Written request
Copy nothing but the text: repeat each entry exactly and drop the images.

Given records
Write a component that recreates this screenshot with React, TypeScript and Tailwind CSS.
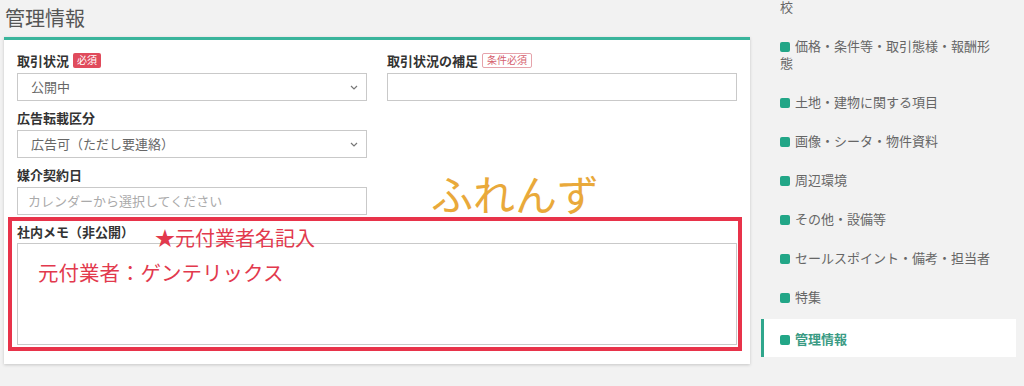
import React from 'react'

const font = { fontFamily: '"Noto Sans CJK JP", "Noto Sans", sans-serif' }

const Chevron = () => (
  <svg width="8" height="5" viewBox="0 0 8 5" className="shrink-0">
    <path d="M1 1l3 3 3-3" fill="none" stroke="#777" strokeWidth="1.2" />
  </svg>
)

const Label: React.FC<{ text: string; badge?: 'required' | 'conditional' }> = ({ text, badge }) => (
  <div className="flex h-[20px] items-center text-[13px] font-bold text-[#333] leading-none">
    <span>{text}</span>
    {badge === 'required' && (
      <span className="ml-[4px] flex h-[15px] items-center rounded-[2px] bg-[#e04b5c] px-[4px] text-[10px] font-normal text-white">
        必須
      </span>
    )}
    {badge === 'conditional' && (
      <span className="ml-[4px] flex h-[15px] items-center rounded-[2px] border border-[#e6a3ab] bg-white px-[4px] text-[10px] font-normal text-[#d5606e]">
        条件必須
      </span>
    )}
  </div>
)

const Select: React.FC<{ value: string }> = ({ value }) => (
  <div className="mt-[3px] flex h-[28px] items-center justify-between border border-[#c9c9c9] bg-white pl-[13px] pr-[8px] text-[13px] text-[#666]">
    <span>{value}</span>
    <Chevron />
  </div>
)

const Input: React.FC<{ placeholder?: string }> = ({ placeholder }) => (
  <div className="mt-[3px] flex h-[28px] items-center border border-[#c9c9c9] bg-white pl-[10px] text-[13px] text-[#aaa]">
    {placeholder}
  </div>
)

const navItems = [
  '土地・建物に関する項目',
  '画像・シータ・物件資料',
  '周辺環境',
  'その他・設備等',
  'セールスポイント・備考・担当者',
  '特集',
]

const Square = () => (
  <span className="mr-[5px] inline-block h-[10px] w-[10px] rounded-[2px] bg-[#22a687] align-[-1px]" />
)

export default function App() {
  return (
    <div className="flex h-[386px] w-[1024px] overflow-hidden bg-[#f2f2f2]" style={font}>
      <div className="w-[761px] shrink-0 pl-[4px] pr-[11px]">
        <h2 className="pl-[1px] pt-[3px] text-[20px] font-normal leading-[30px] text-[#555]">管理情報</h2>
        <div className="relative mt-[4px] border-t-[3px] border-[#3ab59c] bg-white px-[13px] pb-[19px] pt-[10px] shadow-[0_1px_3px_rgba(0,0,0,0.18)]">
          <div className="grid grid-cols-2 gap-x-[20px]">
            <div>
              <Label text="取引状況" badge="required" />
              <Select value="公開中" />
            </div>
            <div>
              <Label text="取引状況の補足" badge="conditional" />
              <Input />
            </div>
          </div>
          <div className="mt-[6px] grid grid-cols-2 gap-x-[20px]">
            <div>
              <Label text="広告転載区分" />
              <Select value="広告可（ただし要連絡）" />
            </div>
          </div>
          <div className="mt-[6px] grid grid-cols-2 gap-x-[20px]">
            <div>
              <Label text="媒介契約日" />
              <Input placeholder="カレンダーから選択してください" />
            </div>
          </div>
          <div className="mt-[6px]">
            <Label text="社内メモ（非公開）" />
            <div className="mt-[2px] h-[102px] border border-[#c9c9c9] bg-white pl-[20px] pt-[15px] text-[20.5px] leading-[26px] text-[#e2394d]">
              元付業者：ゲンテリックス
            </div>
          </div>

          {/* annotations drawn over the form */}
          <div className="pointer-events-none absolute left-[4px] top-[177px] h-[134px] w-[734px] border-[4px] border-[#e8334a]" />
          <div className="absolute left-[151px] top-[186px] text-[20px] leading-[24px] text-[#e2394d]">★元付業者名記入</div>
          <div className="absolute left-[427px] top-[128px] text-[42px] leading-[50px] text-[#e9a93a]">ふれんず</div>
        </div>
      </div>

      <div className="w-[255px] shrink-0 text-[13px] leading-[17px] text-[#666]">
        <div className="mt-[-2px] pb-[11px] pl-[19px]">校</div>
        <div className="py-[11px] pl-[19px] pr-[20px]">
          <Square />
          価格・条件等・取引態様・報酬形態
        </div>
        {navItems.map((item) => (
          <div key={item} className="py-[11px] pl-[19px]">
            <Square />
            {item}
          </div>
        ))}
        <div className="mt-[3px] border-l-[3px] border-[#2fa68c] bg-white py-[10.5px] pl-[16px] font-bold text-[#3a9b84]">
          <Square />
          管理情報
        </div>
      </div>
    </div>
  )
}
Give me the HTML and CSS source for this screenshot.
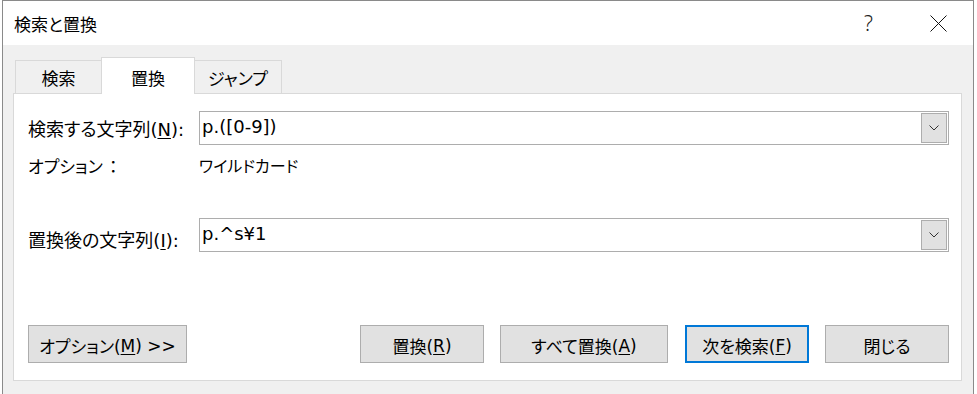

Reply
Write a component that recreates this screenshot with React, TypeScript and Tailwind CSS.
import React from 'react'

const font = { fontFamily: '"Noto Sans CJK JP", "Noto Sans", sans-serif' }

const Chevron = () => (
  <svg width="8" height="5" viewBox="0 0 8 5" className="shrink-0">
    <path d="M1 1l3 3 3-3" fill="none" stroke="#777" strokeWidth="1.2" />
  </svg>
)

const Label: React.FC<{ text: string; badge?: 'required' | 'conditional' }> = ({ text, badge }) => (
  <div className="flex h-[20px] items-center text-[13px] font-bold text-[#333] leading-none">
    <span>{text}</span>
    {badge === 'required' && (
      <span className="ml-[4px] flex h-[15px] items-center rounded-[2px] bg-[#e04b5c] px-[4px] text-[10px] font-normal text-white">
        必須
      </span>
    )}
    {badge === 'conditional' && (
      <span className="ml-[4px] flex h-[15px] items-center rounded-[2px] border border-[#e6a3ab] bg-white px-[4px] text-[10px] font-normal text-[#d5606e]">
        条件必須
      </span>
    )}
  </div>
)

const Select: React.FC<{ value: string }> = ({ value }) => (
  <div className="mt-[3px] flex h-[28px] items-center justify-between border border-[#c9c9c9] bg-white pl-[13px] pr-[8px] text-[13px] text-[#666]">
    <span>{value}</span>
    <Chevron />
  </div>
)

const Input: React.FC<{ placeholder?: string }> = ({ placeholder }) => (
  <div className="mt-[3px] flex h-[28px] items-center border border-[#c9c9c9] bg-white pl-[10px] text-[13px] text-[#aaa]">
    {placeholder}
  </div>
)

const navItems = [
  '土地・建物に関する項目',
  '画像・シータ・物件資料',
  '周辺環境',
  'その他・設備等',
  'セールスポイント・備考・担当者',
  '特集',
]

const Square = () => (
  <span className="mr-[5px] inline-block h-[10px] w-[10px] rounded-[2px] bg-[#22a687] align-[-1px]" />
)

export default function App() {
  return (
    <div className="flex h-[386px] w-[1024px] overflow-hidden bg-[#f2f2f2]" style={font}>
      <div className="w-[761px] shrink-0 pl-[4px] pr-[11px]">
        <h2 className="pl-[1px] pt-[3px] text-[20px] font-normal leading-[30px] text-[#555]">管理情報</h2>
        <div className="relative mt-[4px] border-t-[3px] border-[#3ab59c] bg-white px-[13px] pb-[19px] pt-[10px] shadow-[0_1px_3px_rgba(0,0,0,0.18)]">
          <div className="grid grid-cols-2 gap-x-[20px]">
            <div>
              <Label text="取引状況" badge="required" />
              <Select value="公開中" />
            </div>
            <div>
              <Label text="取引状況の補足" badge="conditional" />
              <Input />
            </div>
          </div>
          <div className="mt-[6px] grid grid-cols-2 gap-x-[20px]">
            <div>
              <Label text="広告転載区分" />
              <Select value="広告可（ただし要連絡）" />
            </div>
          </div>
          <div className="mt-[6px] grid grid-cols-2 gap-x-[20px]">
            <div>
              <Label text="媒介契約日" />
              <Input placeholder="カレンダーから選択してください" />
            </div>
          </div>
          <div className="mt-[6px]">
            <Label text="社内メモ（非公開）" />
            <div className="mt-[2px] h-[102px] border border-[#c9c9c9] bg-white pl-[20px] pt-[15px] text-[20.5px] leading-[26px] text-[#e2394d]">
              元付業者：ゲンテリックス
            </div>
          </div>

          {/* annotations drawn over the form */}
          <div className="pointer-events-none absolute left-[4px] top-[177px] h-[134px] w-[734px] border-[4px] border-[#e8334a]" />
          <div className="absolute left-[151px] top-[186px] text-[20px] leading-[24px] text-[#e2394d]">★元付業者名記入</div>
          <div className="absolute left-[427px] top-[128px] text-[42px] leading-[50px] text-[#e9a93a]">ふれんず</div>
        </div>
      </div>

      <div className="w-[255px] shrink-0 text-[13px] leading-[17px] text-[#666]">
        <div className="mt-[-2px] pb-[11px] pl-[19px]">校</div>
        <div className="py-[11px] pl-[19px] pr-[20px]">
          <Square />
          価格・条件等・取引態様・報酬形態
        </div>
        {navItems.map((item) => (
          <div key={item} className="py-[11px] pl-[19px]">
            <Square />
            {item}
          </div>
        ))}
        <div className="mt-[3px] border-l-[3px] border-[#2fa68c] bg-white py-[10.5px] pl-[16px] font-bold text-[#3a9b84]">
          <Square />
          管理情報
        </div>
      </div>
    </div>
  )
}
Give me the HTML and CSS source for this screenshot.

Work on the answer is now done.